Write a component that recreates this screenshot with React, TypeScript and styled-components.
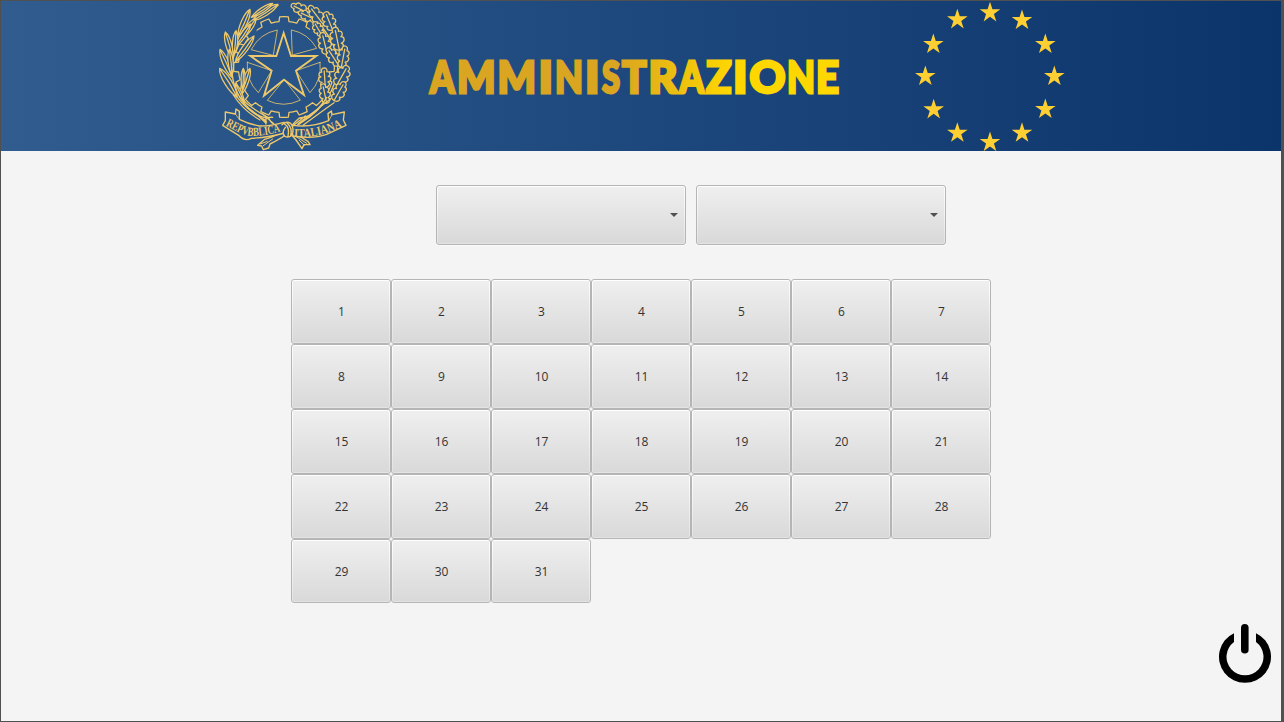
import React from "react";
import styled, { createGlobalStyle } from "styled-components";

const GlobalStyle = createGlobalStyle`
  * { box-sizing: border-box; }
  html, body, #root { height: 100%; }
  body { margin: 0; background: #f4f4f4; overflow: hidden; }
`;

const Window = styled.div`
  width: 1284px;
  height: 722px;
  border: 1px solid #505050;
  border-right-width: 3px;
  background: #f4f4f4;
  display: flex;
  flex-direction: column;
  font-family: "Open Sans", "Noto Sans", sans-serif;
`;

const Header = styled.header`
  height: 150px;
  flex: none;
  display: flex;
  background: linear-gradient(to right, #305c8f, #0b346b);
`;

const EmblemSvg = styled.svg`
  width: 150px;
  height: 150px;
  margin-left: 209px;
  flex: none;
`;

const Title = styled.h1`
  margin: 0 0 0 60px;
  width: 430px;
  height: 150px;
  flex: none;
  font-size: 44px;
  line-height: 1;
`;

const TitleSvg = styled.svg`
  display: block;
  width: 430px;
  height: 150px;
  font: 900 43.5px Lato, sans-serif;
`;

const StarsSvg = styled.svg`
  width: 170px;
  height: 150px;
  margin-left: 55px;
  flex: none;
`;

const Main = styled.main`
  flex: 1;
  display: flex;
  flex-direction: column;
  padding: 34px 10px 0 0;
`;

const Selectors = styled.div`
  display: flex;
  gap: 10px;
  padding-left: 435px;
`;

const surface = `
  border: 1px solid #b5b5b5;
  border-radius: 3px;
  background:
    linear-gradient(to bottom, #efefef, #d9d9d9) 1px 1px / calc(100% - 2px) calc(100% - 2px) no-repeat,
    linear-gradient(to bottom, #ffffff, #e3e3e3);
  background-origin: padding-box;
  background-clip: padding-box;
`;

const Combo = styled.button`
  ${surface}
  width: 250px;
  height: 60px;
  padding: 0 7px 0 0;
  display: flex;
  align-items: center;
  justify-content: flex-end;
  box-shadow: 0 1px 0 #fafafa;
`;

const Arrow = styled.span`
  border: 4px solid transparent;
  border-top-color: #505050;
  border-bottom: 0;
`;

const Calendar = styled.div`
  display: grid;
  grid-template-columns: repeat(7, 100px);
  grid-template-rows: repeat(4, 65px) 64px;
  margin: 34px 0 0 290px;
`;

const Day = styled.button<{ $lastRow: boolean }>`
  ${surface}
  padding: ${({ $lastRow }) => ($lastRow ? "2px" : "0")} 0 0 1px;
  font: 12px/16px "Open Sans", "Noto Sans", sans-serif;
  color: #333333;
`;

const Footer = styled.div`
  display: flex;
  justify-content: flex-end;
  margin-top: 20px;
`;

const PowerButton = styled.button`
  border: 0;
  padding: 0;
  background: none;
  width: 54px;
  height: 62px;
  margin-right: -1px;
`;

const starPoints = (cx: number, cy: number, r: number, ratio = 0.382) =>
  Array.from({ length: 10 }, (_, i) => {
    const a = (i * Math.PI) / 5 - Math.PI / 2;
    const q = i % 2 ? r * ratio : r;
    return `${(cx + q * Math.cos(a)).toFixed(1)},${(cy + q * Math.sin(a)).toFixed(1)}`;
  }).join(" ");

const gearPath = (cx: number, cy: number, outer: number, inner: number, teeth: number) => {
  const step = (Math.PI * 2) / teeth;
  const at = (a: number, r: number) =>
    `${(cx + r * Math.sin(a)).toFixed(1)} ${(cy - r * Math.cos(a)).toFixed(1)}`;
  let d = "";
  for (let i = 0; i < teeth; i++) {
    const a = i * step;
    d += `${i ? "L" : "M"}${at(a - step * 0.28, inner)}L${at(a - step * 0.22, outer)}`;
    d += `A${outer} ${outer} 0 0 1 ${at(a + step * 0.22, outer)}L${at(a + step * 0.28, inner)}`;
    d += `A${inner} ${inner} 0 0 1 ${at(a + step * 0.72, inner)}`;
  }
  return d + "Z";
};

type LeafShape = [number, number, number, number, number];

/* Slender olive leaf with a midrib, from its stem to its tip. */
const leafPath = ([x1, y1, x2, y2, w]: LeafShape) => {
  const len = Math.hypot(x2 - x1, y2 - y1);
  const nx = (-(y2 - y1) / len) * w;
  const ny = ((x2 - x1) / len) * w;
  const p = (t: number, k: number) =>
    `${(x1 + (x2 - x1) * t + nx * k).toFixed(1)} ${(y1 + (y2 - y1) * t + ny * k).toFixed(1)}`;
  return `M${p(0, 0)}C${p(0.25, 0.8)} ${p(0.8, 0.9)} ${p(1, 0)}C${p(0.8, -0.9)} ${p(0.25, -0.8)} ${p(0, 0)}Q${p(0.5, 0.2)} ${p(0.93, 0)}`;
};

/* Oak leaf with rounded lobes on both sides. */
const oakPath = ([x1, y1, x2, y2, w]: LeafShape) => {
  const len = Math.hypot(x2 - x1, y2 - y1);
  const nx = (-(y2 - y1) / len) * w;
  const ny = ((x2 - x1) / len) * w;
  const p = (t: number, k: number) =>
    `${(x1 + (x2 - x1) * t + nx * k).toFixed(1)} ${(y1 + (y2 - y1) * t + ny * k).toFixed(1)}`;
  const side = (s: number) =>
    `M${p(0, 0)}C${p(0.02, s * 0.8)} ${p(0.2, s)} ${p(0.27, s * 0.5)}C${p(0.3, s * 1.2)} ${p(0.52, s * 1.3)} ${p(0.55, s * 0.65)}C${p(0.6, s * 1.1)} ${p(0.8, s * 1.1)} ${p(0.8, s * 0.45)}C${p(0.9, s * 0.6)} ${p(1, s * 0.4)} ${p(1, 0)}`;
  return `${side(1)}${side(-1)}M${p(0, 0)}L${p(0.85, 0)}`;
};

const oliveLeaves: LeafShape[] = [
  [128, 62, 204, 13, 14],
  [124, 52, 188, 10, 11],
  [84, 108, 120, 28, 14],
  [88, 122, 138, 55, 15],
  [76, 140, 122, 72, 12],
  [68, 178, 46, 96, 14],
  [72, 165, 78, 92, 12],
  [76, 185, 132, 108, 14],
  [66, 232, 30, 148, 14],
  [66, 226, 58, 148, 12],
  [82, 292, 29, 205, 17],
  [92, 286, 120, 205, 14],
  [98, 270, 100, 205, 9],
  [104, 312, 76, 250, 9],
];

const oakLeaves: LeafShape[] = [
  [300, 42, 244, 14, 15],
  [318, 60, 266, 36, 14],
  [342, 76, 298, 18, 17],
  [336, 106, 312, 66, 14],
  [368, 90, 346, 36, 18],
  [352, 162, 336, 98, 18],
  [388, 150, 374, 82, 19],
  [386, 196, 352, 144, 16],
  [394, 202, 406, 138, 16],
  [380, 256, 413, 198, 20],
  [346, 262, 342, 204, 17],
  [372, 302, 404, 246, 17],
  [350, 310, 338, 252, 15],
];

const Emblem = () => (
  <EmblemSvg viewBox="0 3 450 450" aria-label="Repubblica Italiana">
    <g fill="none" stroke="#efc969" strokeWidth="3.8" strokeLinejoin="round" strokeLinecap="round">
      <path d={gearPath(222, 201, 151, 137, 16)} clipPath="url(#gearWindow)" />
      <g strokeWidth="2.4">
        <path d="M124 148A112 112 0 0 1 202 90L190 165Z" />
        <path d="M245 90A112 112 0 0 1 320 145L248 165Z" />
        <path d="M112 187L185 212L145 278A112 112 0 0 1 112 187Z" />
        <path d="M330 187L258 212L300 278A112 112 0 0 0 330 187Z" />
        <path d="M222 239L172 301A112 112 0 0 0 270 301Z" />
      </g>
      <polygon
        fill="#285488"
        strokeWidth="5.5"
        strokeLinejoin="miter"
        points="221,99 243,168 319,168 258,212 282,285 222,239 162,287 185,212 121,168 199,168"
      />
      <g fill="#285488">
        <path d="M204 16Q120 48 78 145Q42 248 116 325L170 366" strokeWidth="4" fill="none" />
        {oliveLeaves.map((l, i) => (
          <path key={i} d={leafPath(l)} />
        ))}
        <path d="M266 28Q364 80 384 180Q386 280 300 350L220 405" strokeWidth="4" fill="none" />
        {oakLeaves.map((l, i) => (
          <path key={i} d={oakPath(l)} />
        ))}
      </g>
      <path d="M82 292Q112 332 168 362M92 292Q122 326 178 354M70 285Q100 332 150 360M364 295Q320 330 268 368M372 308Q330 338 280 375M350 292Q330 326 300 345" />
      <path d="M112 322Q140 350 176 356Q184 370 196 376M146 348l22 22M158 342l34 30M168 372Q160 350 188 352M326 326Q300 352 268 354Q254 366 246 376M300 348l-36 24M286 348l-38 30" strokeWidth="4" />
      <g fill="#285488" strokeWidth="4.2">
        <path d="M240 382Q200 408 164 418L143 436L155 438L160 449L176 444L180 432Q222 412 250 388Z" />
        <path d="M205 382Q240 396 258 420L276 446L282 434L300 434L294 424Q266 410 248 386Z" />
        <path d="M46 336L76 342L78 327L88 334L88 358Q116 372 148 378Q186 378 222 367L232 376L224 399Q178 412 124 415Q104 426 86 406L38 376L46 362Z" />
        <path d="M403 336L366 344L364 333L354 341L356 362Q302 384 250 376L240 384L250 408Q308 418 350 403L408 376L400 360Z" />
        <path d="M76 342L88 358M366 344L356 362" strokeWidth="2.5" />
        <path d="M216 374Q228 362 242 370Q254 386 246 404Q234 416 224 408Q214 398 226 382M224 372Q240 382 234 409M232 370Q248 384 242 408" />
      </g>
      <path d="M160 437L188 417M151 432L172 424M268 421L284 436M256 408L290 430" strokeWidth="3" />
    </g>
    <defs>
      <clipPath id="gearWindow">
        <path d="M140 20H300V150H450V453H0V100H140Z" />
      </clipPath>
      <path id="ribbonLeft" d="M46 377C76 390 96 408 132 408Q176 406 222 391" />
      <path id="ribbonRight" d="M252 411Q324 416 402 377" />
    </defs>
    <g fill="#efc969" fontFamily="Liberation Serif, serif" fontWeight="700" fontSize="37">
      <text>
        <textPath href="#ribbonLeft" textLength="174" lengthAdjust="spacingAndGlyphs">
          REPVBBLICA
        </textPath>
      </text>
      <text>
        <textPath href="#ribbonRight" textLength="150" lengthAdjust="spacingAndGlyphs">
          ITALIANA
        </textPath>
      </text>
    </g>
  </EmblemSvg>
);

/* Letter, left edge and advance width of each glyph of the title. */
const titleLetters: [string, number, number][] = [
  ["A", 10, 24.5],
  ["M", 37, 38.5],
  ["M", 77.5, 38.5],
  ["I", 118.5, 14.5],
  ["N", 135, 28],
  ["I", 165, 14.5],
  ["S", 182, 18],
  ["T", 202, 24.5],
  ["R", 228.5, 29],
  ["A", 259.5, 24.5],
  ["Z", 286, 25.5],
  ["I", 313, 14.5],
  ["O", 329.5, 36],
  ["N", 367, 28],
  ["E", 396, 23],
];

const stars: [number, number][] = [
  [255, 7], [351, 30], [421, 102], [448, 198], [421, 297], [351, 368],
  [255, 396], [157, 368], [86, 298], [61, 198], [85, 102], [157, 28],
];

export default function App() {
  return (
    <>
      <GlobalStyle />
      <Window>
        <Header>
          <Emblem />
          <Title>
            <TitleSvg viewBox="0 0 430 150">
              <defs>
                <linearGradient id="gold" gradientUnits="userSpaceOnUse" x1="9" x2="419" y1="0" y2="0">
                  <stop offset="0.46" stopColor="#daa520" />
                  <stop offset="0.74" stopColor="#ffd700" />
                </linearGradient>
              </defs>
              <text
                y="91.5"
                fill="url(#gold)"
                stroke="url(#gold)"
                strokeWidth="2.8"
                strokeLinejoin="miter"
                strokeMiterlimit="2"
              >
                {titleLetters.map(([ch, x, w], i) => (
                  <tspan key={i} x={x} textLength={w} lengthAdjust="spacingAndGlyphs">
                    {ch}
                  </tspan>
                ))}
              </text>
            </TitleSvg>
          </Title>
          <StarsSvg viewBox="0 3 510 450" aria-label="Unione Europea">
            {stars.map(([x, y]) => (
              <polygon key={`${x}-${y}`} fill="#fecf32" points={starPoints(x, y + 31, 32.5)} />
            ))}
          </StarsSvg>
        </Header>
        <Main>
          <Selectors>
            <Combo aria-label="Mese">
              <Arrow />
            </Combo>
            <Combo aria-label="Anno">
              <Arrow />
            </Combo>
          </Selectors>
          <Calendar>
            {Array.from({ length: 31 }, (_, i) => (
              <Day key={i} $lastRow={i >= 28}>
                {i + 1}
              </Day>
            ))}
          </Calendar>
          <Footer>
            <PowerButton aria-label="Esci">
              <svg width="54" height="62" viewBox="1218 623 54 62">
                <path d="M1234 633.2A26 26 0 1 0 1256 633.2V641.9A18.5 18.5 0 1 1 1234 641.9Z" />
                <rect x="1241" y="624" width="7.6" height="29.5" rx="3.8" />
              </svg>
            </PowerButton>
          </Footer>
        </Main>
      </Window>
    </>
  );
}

* * * * * * *

(Task goal) Which lines in the listing above hold the word "with"? Show each of them.

(The reply)
Write a component that recreates this screenshot with React, TypeScript and styled-components.
/* Slender olive leaf with a midrib, from its stem to its tip. */
/* Oak leaf with rounded lobes on both sides. */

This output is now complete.